Find every line with the word "this" and give their count, nothing else.

◆ The input ◆
━━━━━━━━━━━━━━━━
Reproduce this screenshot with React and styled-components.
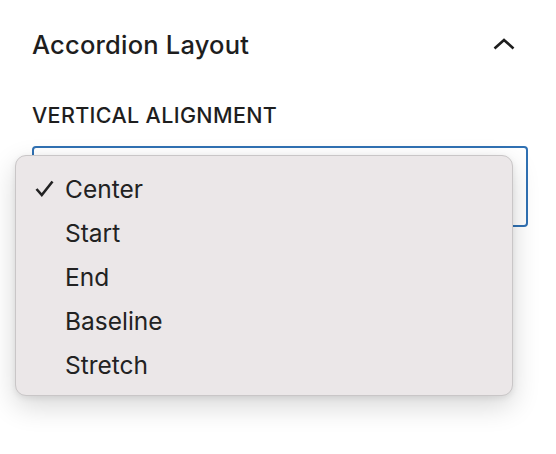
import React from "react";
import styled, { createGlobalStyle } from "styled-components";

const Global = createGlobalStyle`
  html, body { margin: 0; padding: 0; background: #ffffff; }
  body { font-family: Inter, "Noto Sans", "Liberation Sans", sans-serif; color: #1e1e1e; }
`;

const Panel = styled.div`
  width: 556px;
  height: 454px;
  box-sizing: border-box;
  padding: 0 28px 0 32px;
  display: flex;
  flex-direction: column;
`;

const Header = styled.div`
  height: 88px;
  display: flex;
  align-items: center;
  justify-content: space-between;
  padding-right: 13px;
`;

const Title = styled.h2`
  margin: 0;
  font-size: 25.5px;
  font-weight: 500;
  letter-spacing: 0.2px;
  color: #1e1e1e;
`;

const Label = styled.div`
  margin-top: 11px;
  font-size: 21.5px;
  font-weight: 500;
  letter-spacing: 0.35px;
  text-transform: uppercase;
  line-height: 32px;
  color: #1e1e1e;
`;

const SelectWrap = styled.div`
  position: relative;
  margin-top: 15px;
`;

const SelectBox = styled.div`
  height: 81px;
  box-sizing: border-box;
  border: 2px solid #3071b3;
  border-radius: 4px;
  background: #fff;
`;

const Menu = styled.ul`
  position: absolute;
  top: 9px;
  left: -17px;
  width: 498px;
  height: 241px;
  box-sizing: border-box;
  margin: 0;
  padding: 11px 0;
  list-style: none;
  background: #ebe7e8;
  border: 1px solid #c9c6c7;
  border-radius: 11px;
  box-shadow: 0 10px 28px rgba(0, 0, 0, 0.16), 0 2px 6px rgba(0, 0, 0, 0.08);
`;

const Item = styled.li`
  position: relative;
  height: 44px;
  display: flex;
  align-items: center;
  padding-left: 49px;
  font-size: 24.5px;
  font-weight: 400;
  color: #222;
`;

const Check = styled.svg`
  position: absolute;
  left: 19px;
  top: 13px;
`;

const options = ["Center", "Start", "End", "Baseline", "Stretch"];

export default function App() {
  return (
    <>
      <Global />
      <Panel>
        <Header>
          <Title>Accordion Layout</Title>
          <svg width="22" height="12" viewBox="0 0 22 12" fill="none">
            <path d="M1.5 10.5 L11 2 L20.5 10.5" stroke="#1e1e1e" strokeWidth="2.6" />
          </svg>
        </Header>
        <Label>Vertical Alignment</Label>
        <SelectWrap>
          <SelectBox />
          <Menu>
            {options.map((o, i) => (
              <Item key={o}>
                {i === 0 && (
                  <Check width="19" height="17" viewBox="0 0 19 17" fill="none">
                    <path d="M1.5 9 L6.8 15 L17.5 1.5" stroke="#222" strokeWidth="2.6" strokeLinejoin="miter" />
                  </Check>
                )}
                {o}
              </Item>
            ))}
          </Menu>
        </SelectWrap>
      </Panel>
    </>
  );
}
━━━━━━━━━━━━━━━━
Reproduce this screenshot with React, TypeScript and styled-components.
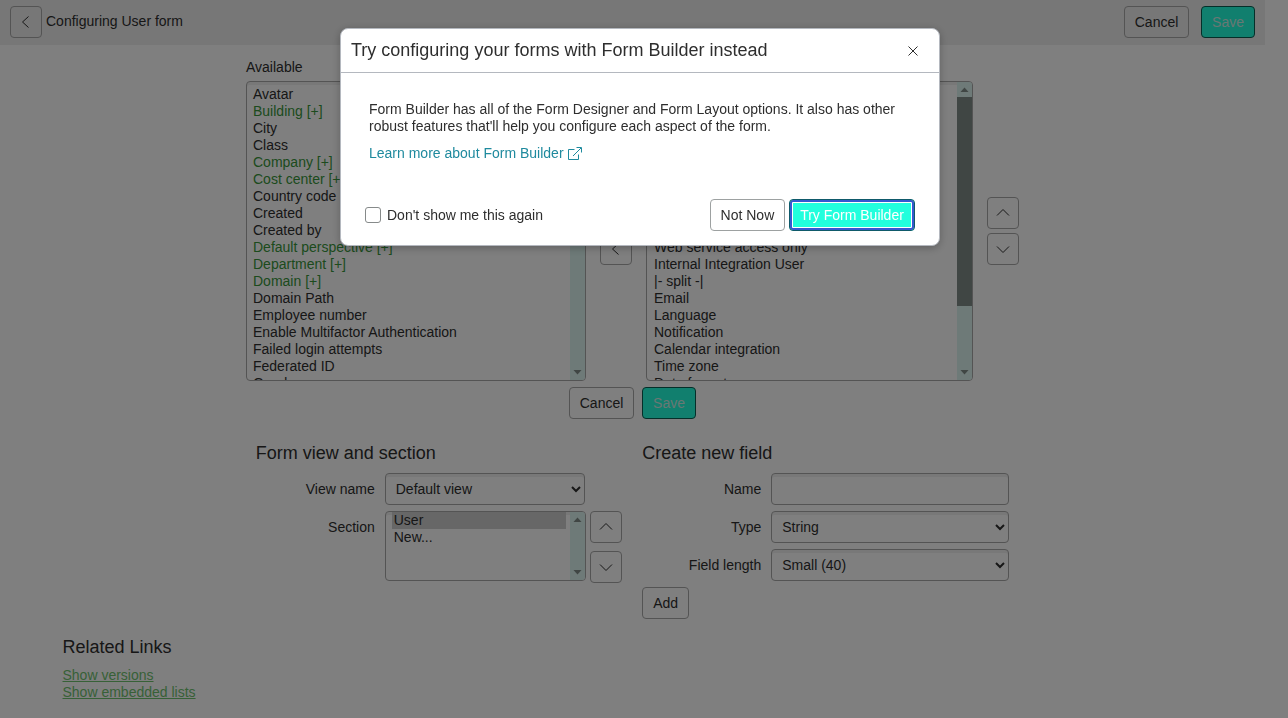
━━━━━━━━━━━━━━━━
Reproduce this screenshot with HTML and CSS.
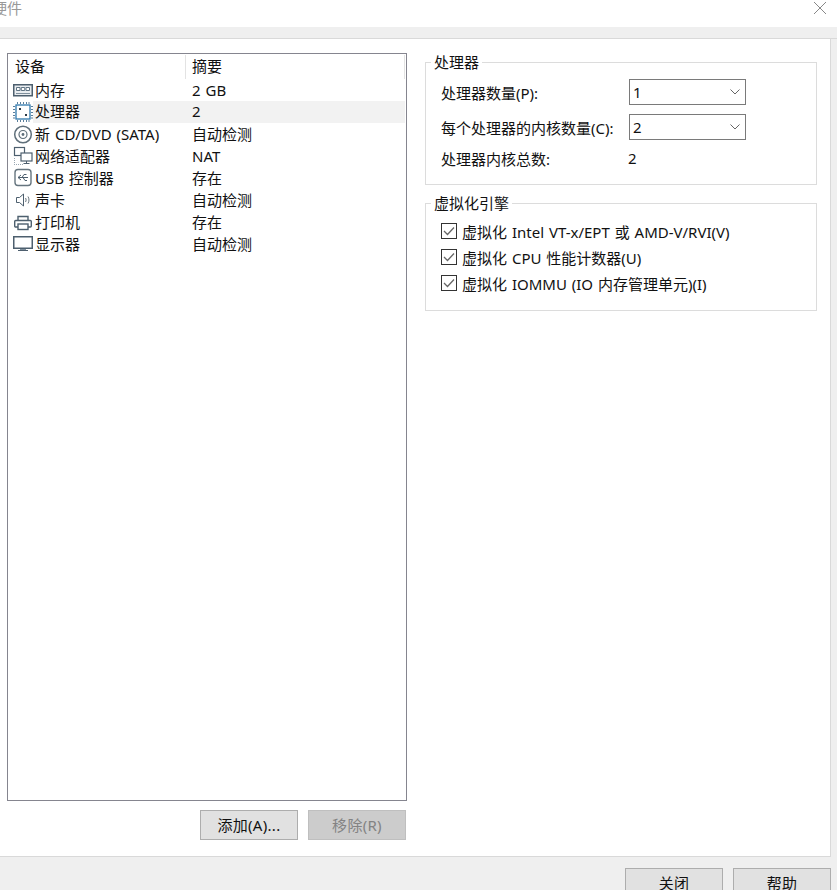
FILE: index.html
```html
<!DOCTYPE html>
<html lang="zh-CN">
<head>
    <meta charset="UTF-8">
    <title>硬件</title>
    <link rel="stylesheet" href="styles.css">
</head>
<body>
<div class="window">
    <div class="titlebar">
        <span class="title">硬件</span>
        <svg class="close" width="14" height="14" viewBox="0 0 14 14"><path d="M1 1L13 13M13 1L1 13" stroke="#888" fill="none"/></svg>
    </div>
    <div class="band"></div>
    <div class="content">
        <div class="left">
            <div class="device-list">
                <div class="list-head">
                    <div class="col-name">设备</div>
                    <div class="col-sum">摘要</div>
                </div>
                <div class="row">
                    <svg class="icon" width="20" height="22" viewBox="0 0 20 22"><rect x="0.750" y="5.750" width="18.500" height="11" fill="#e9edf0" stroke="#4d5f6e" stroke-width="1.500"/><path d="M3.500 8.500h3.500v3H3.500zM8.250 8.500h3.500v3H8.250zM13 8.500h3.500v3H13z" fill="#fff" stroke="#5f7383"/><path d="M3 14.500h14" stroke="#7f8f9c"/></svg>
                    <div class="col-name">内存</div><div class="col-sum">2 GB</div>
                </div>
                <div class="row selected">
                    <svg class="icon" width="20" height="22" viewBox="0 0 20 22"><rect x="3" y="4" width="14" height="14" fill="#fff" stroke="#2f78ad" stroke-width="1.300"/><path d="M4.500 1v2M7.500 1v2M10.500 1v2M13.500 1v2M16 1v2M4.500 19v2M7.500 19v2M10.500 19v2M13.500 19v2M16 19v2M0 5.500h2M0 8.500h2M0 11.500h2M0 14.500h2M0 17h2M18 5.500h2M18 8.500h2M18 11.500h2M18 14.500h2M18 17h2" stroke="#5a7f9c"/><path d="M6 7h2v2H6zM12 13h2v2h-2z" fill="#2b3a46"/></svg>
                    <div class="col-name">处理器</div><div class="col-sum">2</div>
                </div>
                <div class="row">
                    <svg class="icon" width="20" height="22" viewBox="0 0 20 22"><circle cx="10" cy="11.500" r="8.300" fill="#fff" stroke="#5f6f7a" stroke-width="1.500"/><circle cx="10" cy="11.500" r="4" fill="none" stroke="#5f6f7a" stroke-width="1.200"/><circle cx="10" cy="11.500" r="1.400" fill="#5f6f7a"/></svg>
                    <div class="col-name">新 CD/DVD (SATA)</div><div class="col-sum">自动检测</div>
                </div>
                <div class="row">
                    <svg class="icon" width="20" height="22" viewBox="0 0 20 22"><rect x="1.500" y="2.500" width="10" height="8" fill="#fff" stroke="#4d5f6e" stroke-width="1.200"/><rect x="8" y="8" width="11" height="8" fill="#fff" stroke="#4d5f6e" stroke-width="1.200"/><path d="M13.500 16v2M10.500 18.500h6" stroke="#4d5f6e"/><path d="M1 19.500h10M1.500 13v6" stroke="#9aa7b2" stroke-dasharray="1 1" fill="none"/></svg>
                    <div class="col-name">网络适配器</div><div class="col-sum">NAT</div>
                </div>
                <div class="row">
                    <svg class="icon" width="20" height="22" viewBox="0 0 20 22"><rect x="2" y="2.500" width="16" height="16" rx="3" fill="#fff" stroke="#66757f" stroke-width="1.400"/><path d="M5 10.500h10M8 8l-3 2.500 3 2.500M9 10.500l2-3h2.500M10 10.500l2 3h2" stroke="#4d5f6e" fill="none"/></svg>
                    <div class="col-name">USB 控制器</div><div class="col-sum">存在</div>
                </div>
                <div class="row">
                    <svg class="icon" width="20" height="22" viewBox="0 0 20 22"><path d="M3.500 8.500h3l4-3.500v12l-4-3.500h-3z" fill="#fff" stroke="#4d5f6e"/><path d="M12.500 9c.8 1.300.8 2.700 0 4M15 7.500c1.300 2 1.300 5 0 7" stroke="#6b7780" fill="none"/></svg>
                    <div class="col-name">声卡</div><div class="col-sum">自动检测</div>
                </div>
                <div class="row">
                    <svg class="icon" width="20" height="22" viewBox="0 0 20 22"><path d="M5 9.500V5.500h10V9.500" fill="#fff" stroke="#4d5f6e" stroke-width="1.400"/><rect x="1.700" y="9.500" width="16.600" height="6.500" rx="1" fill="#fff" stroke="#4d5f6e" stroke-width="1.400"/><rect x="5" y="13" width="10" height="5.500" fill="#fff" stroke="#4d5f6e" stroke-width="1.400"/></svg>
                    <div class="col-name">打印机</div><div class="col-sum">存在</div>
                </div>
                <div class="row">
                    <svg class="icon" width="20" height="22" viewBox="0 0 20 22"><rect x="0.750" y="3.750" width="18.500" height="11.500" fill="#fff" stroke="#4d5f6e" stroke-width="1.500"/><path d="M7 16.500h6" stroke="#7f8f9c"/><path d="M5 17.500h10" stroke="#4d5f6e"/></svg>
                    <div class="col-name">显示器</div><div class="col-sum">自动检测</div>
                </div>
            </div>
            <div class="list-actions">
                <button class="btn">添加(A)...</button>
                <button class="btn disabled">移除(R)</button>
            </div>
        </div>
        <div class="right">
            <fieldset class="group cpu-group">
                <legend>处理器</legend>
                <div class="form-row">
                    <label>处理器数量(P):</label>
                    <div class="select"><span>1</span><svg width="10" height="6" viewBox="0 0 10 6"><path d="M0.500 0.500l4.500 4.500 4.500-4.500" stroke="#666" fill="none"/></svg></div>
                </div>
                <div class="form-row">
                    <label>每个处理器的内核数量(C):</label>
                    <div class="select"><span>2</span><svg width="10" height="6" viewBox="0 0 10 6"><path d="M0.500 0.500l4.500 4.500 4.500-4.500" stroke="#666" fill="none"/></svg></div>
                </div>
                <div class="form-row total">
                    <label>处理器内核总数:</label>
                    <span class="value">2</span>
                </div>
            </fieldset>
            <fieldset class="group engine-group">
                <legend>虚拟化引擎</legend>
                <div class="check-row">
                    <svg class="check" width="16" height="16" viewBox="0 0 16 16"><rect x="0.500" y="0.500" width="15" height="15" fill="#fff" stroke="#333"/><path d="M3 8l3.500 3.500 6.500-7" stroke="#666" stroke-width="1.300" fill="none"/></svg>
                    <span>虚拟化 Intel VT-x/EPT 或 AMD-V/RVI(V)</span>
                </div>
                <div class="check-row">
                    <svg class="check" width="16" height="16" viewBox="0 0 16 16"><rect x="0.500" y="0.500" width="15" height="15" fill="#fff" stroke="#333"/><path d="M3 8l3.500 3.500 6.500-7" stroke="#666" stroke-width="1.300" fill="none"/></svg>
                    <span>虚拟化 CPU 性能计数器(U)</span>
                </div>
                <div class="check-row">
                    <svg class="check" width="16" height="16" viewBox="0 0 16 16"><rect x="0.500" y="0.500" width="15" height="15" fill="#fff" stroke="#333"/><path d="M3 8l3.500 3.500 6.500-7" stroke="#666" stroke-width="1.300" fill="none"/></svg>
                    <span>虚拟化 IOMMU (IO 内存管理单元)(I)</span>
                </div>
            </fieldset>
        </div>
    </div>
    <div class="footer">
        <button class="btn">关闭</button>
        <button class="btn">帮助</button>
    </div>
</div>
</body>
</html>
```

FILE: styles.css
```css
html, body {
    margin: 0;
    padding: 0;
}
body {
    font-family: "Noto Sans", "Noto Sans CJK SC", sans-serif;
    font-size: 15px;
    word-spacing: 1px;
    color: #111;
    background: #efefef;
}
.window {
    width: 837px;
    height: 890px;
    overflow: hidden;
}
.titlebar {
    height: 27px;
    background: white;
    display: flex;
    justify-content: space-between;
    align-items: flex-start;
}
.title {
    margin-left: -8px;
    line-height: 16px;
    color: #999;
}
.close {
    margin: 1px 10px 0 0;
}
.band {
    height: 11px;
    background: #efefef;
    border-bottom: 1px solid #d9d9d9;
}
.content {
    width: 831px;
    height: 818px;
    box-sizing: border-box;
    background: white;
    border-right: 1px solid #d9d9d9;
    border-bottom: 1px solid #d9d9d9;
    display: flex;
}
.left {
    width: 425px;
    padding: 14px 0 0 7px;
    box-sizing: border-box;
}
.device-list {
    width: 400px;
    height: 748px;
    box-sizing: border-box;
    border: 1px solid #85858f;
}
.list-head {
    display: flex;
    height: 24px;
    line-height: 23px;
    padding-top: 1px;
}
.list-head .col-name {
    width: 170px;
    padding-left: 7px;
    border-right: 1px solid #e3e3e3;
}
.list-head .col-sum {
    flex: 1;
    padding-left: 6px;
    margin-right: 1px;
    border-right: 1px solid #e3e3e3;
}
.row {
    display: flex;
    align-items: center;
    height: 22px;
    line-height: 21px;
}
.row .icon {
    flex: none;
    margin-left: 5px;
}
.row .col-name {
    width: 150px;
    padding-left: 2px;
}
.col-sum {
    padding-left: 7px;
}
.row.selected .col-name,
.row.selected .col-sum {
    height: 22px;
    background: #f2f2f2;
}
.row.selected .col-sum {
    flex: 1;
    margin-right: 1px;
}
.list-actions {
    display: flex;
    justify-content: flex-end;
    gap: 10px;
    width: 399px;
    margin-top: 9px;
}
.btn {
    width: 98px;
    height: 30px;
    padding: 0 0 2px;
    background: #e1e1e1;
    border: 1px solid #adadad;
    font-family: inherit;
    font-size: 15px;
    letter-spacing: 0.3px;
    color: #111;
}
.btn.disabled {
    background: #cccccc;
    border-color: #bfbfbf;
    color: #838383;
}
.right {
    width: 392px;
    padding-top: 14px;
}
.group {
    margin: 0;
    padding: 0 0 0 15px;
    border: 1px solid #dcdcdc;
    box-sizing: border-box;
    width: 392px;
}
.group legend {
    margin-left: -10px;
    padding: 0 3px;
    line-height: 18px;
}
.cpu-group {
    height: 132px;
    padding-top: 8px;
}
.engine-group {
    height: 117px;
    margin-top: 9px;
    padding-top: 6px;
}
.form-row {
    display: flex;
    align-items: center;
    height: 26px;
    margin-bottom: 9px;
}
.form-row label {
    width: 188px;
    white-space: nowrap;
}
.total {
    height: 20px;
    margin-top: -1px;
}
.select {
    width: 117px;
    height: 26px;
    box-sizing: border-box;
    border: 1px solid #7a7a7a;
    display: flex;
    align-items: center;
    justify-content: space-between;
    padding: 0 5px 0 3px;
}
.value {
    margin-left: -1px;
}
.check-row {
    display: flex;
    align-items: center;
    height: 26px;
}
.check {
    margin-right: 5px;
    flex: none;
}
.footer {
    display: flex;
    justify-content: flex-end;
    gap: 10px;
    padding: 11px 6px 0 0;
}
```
━━━━━━━━━━━━━━━━
◆ Task response ◆
3